Forest bathing (shinrin-yoku in Japanese) is a physiological and psychological exercise practiced in Japan since the 1980s.

You can find a great documentary about it here: Shinrin Yoku: The Art of Forest Bathing.

The practice is all about deliberately disconnectinsssg from society and reconnecting with nature. Whether you take an hour-long walk through the forest behind the edge of your town or travel to Honshu for a multi-day forest hike to experience the real thing is up to you, but the concept is always the same: move and inhale the distinct scent of nature that can only be found amongst a decent number of trees.

Cool, fresh air and a light spectrum deep in the green are the perfect ingredients to silence conscious thought and let your mind wander.


Alternative Forms of Meditation: Surfing

Wave Riding

This one is reserved for the lucky beings that live in proximity of a coastline that occasionally receives enough swell to lift your body out of the water and onto the face of a wave.

But surfing is not only about riding waves.
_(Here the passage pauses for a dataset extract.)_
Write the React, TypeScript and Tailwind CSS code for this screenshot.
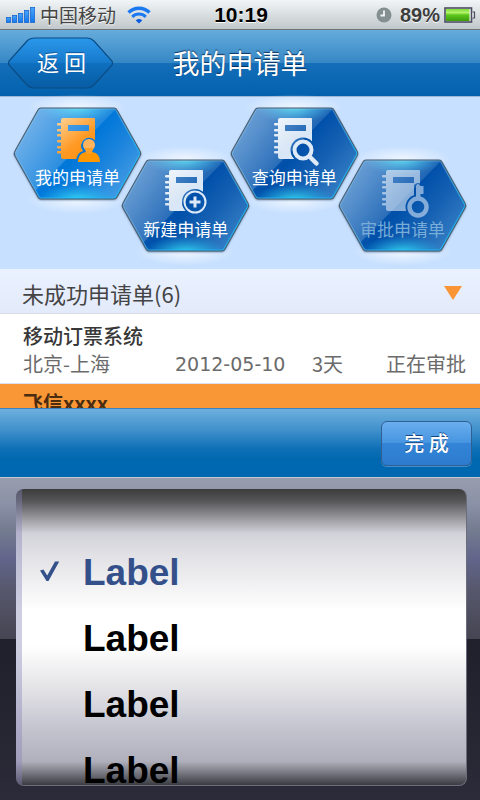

It's also about The Search, patience, and passion.

Image: It's a late afternoon, only a few people out, no wind and glassy water. The air and the water are both cold, and there are long pauses between 3-4ft sets. Four or five guys sit on their boards, gazing towards the horizon, at the ocean, and at the setting sun. There is nothing to do but to wait. Nobody talks. Silence. You can only hear the water and some birds.

The absence of a task at hand and the eerie silence make this situation a truly meditative experience. The cold water and physical activity make your body work. Energy flows through your system and all senses get stimulated. You can smell the sea, feel the sun and the water, hear the waves and the birds, and indulge in visuals of the beauty of nature itself.


More

The list above comprises only a small selection of activities that can be practiced in a meditative manner and is heavily biased by personal preference. Here are some more examples that might make it into a follow-up post at some time:

  • Hiking
  • Running
  • Cycling
  • Painting
  • Sauna
  • Playing an instrument
  • Camping
  • Gardening


That's it!

If you've enjoyed this post, consider sharing it with people that might find it valuable as well.

Footnotes

  1. A logical loop in this context refers to a train of thought that connects back to its origin, thus repeating over and over again. A notable example is the chicken and egg problem. If you want to figure out what came first your reasoning might go as follows. The chicken cannot have been there first, because a chicken comes out of an egg. But the egg cannot have been there first because eggs are produced by chicken, aso. To solve a logical loop, one of the assumptions in the chain needs to be altered. In this case the assumption that chicken are the first species to produce eggs is wrong. Eggs have been around since hundreds of millions of years, while chicken occupy the planet not quite as long. Therefore, the egg has been there first, the loop is not a loop anymore, the causal chain has a beginning and an end and makes sense again.